Das System ist natürlich sehr sensibel. Was passiert, wenn ein Kunde einen Joghurt aus dem Regal nimmt und an die falsche Stelle zurückstellt, ist mir unklar. Oder wenn das Kleinkind im Wagn nach Sachen greift und sie gleichzeitig mit Mama oder Papa in den Wagen legt.

Das sind zweifellos die Unwägbarkeiten, die im Test nun durchgespielt werden (müssen). Das Personal muss die Waren natürlich stets nachfüllen, exakt an den richtigen Positionen. Das alles lässt eine klinisch saubere Einkaufsatmosphäre erwarten.

Ladendiebstahl

Klingt so, als wäre es leicht, etwas mitgehen zu lassen. Doch offenbar ist Ladendiebstahl unmöglich. Eine Kollegin von der New York Times hat es versucht: Sie hat ein 4er-Pack Getränkedosen noch im Regal in eine Tüte eingewickelt und sich unauffällig unter den Arm geklemmt. Für die Kameras unsichtbar. Wurde berechnet!

 Datenschutz

Noch gibt es keine konkreten Angaben, welche Daten erhoben und gesammelt werden. Aber wir kennen Amazon: Man wird wohl kaum etwas tun können, selbst unbewusst, was nicht registriert würde. Lege ich eine Ware zurück ins Regal? Warum? Preis zu hoch? Oder nur ein Fehlgriff? Wie lange bleibe ich vor dem Organgensaft stehen?

Registriere ich die Sonderangebote? Amazon wäre nicht Amazon, wenn nicht alles bis ins Details registrierte und ausgeweidet würde. Wenn nicht gleich am Anfang, dann zweifellos später. Klar, Tante Emma wusste auch, welche Marmelade ich einkaufe. Aber die Möglichkeiten moderner Konzerne sind ungleich größer – und die Hemmung, diese Möglichkeiten zu nutzen, geht gegen Null.

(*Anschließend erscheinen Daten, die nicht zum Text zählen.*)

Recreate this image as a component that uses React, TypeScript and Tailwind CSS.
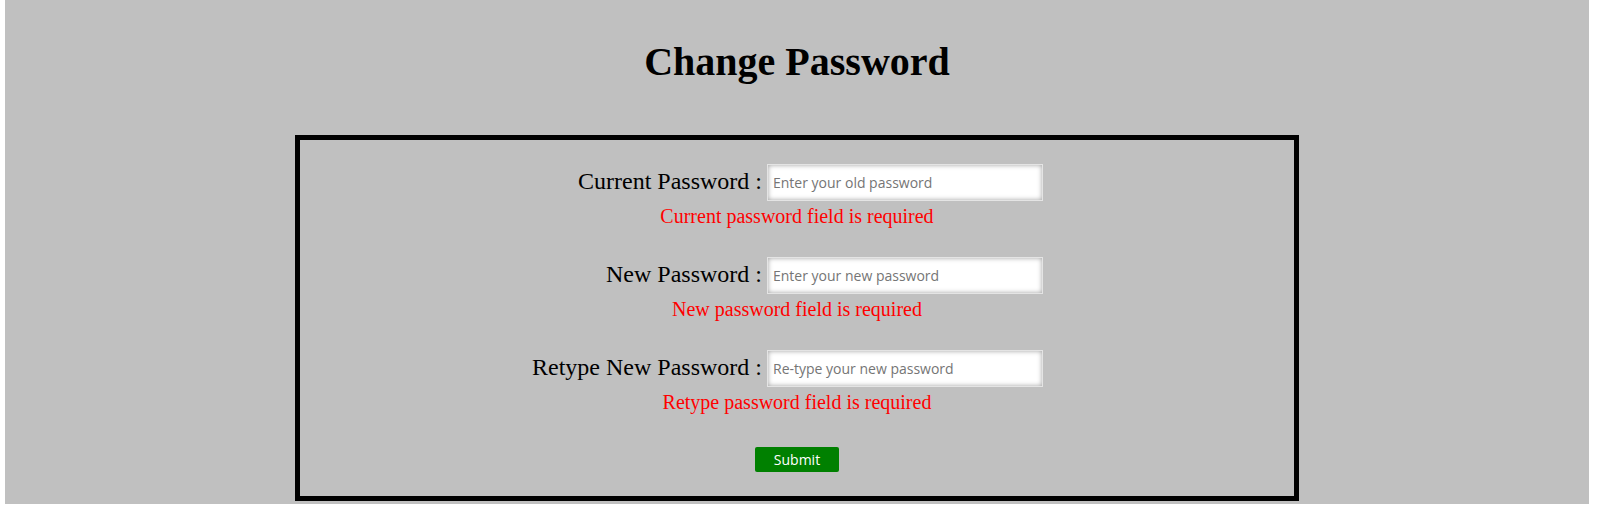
export default function App() {
  const fields = [
    { label: 'Current Password :', placeholder: 'Enter your old password', error: 'Current password field is required' },
    { label: 'New Password :', placeholder: 'Enter your new password', error: 'New password field is required' },
    { label: 'Retype New Password :', placeholder: 'Re-type your new password', error: 'Retype password field is required' },
  ]

  return (
    <div className="bg-white pl-[5px] pr-[8px]">
      <div className="bg-[#c0c0c0] pt-[39px] pb-[3px] font-['Liberation_Serif',serif] text-black">
        <h1 className="text-center text-[40px] font-bold leading-[46px]">Change Password</h1>

        <form className="mx-auto mt-[50px] w-[1004px] border-[5px] border-black pt-[24px] pb-[24px]">
          {fields.map((f, i) => (
            <div key={f.label} className={i > 0 ? 'mt-[29px]' : ''}>
              <div className="flex items-center">
                <label className="w-[462px] pb-[3px] text-right text-[24px] leading-[27px]">{f.label}</label>
                <input
                  type="password"
                  placeholder={f.placeholder}
                  className="ml-[5px] h-[37px] w-[276px] border border-[#e4e4e4] bg-white pl-[5px] font-['Open_Sans',sans-serif] text-[14px] shadow-[inset_0_0_5px_#a0a0a0] outline-none placeholder:text-[#757575]"
                />
              </div>
              <p className="mt-[4px] text-center text-[20px] leading-[23px] text-[#ff0000]">{f.error}</p>
            </div>
          ))}

          <div className="mt-[33px] flex justify-center">
            <button
              type="button"
              className="h-[25px] w-[84px] rounded-[2px] bg-[#008000] font-['Open_Sans',sans-serif] text-[14px] leading-none text-white"
            >
              Submit
            </button>
          </div>
        </form>
      </div>
    </div>
  )
}
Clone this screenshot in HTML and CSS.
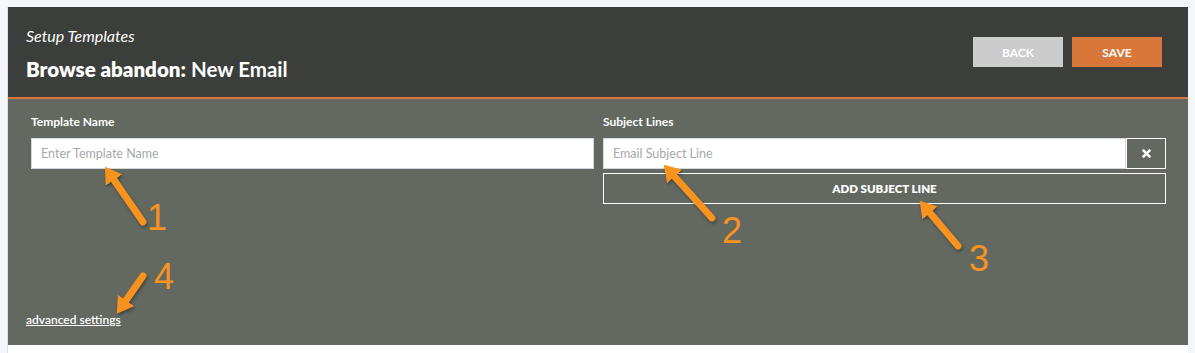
FILE: index.html
```html
<!DOCTYPE html>
<html lang="en">
<head>
  <meta charset="UTF-8" />
  <title>Setup Templates – Browse abandon</title>
  <link rel="stylesheet" href="styles.css">
</head>
<body>
  <div id="page">
    <!-- Header -->
    <div class="top-bar">
      <div class="titles">
        <div class="crumb">Setup Templates</div>
        <h1><b>Browse abandon:</b> New Email</h1>
      </div>
      <div class="actions">
        <button class="btn btn-back">BACK</button>
        <button class="btn btn-save">SAVE</button>
      </div>
    </div>

    <!-- Form -->
    <div class="form-area">
      <div class="form-grid">
        <div class="field">
          <label class="field-label">Template Name</label>
          <input class="text-input" type="text" placeholder="Enter Template Name">
        </div>
        <div class="field">
          <label class="field-label">Subject Lines</label>
          <div class="subject-row">
            <input class="text-input" type="text" placeholder="Email Subject Line">
            <button class="remove-btn" title="Remove">
              <svg width="9" height="9" viewBox="0 0 10 10"><path d="M1.8 1.8 L8.2 8.2 M8.2 1.8 L1.8 8.2" stroke="#fff" stroke-width="2.8" stroke-linecap="square"/></svg>
            </button>
          </div>
          <button class="add-btn">ADD SUBJECT LINE</button>
        </div>
      </div>
      <a class="adv-link" href="#">advanced settings</a>
    </div>
    <div class="page-foot"></div>

    <!-- Annotations -->
    <svg class="notes" width="1195" height="353" viewBox="0 0 1195 353">
      <defs>
        <marker id="head" viewBox="0 0 10 10" refX="0" refY="5" markerUnits="userSpaceOnUse" markerWidth="16" markerHeight="20" orient="auto" preserveAspectRatio="none">
          <path d="M0,0 L10,5 L0,10 z" fill="#f7931e"/>
        </marker>
      </defs>
      <g class="arrows" stroke="#f7931e" stroke-width="7" stroke-linecap="round" fill="none" marker-end="url(#head)">
        <line x1="143" y1="222" x2="114" y2="180"/>
        <line x1="712" y1="218" x2="674.5" y2="176.5"/>
        <line x1="958" y1="246" x2="930" y2="213"/>
        <line x1="143" y1="276" x2="126" y2="300.5"/>
      </g>
      <g class="digits">
        <text x="147" y="230">1</text>
        <text x="722" y="243">2</text>
        <text x="969" y="271">3</text>
        <text x="154" y="289">4</text>
      </g>
    </svg>
  </div>
</body>
</html>
```

FILE: styles.css
```css
:root {
  --dark: #3b3e3a;
  --slate: #636960;
  --orange: #d9773a;
  --note: #f7931e;
}
* { box-sizing: border-box; }
body {
  margin: 0;
  background: #f4f6f9;
  font-family: Lato, "Open Sans", sans-serif;
  padding: 7px 7px 0 7px;
}
#page { position: relative; width: 1181px; background: #fff; border-left: 1px solid #dcdfe3; }

/* ===== Header ===== */
.top-bar {
  height: 92px;
  background: var(--dark);
  border-bottom: 2px solid var(--orange);
  display: flex;
  justify-content: space-between;
  align-items: flex-start;
  padding: 19px 26px 0 18px;
  color: #fff;
}
.crumb { font-style: italic; font-size: 16px; line-height: 20px; }
h1 { margin: 10px 0 0; font-size: 20.5px; line-height: 27px; font-weight: 700; }
h1 b { font-weight: 800; }
.actions { display: flex; gap: 9px; padding-top: 11px; }
.btn { width: 90px; height: 30px; border: none; color: #fff; font-family: inherit; font-weight: 700; font-size: 12px; cursor: pointer; }
.btn-back { background: #cccccc; }
.btn-save { background: var(--orange); }

/* ===== Form ===== */
.form-area {
  height: 246px;
  background: var(--slate);
  padding: 15px 21px 0 23px;
  display: flex;
  flex-direction: column;
}
.form-grid { display: grid; grid-template-columns: 563px 563px; gap: 9px; }
.field-label { display: block; color: #fff; font-weight: 700; font-size: 12px; line-height: 16px; margin-bottom: 8px; }
.text-input {
  width: 100%;
  height: 31px;
  border: 1px solid #d5d7da;
  padding: 0 9px;
  font-family: inherit;
  font-size: 12.5px;
  outline: none;
}
.text-input::placeholder { color: #a6a8ab; }
.subject-row { display: flex; }
.remove-btn {
  flex: 0 0 40px;
  height: 31px;
  background: var(--slate);
  border: 1px solid #fff;
  display: flex;
  align-items: center;
  justify-content: center;
  cursor: pointer;
}
.add-btn {
  width: 100%;
  height: 31px;
  margin-top: 4px;
  background: transparent;
  border: 1px solid #fff;
  color: #fff;
  font-family: inherit;
  font-weight: 800;
  font-size: 11.5px;
  cursor: pointer;
}
.adv-link { margin-top: auto; margin-bottom: 18px; align-self: flex-start; margin-left: -5px; color: #fff; font-size: 12px; font-weight: 600; }
.page-foot { height: 8px; }

/* ===== Annotations ===== */
.notes { position: absolute; left: -8px; top: -7px; pointer-events: none; }
.arrows { filter: drop-shadow(1px 2px 1.5px rgba(0,0,0,.35)); }
.digits text { fill: var(--note); font-family: "Liberation Sans", sans-serif; font-size: 36px; }
```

 Ganz sicher. Amazon fackelt nicht lange. Jetzt werden erste Erkenntnisse und Erfahrungen gesammelt, dann wird der Konzern schauen, ob sich damit Erträge erwirtschaften lassen – und danach werden ganz sicher erste Ladenlokale eröffnet, erst in den USA, früher oder später auch bei uns.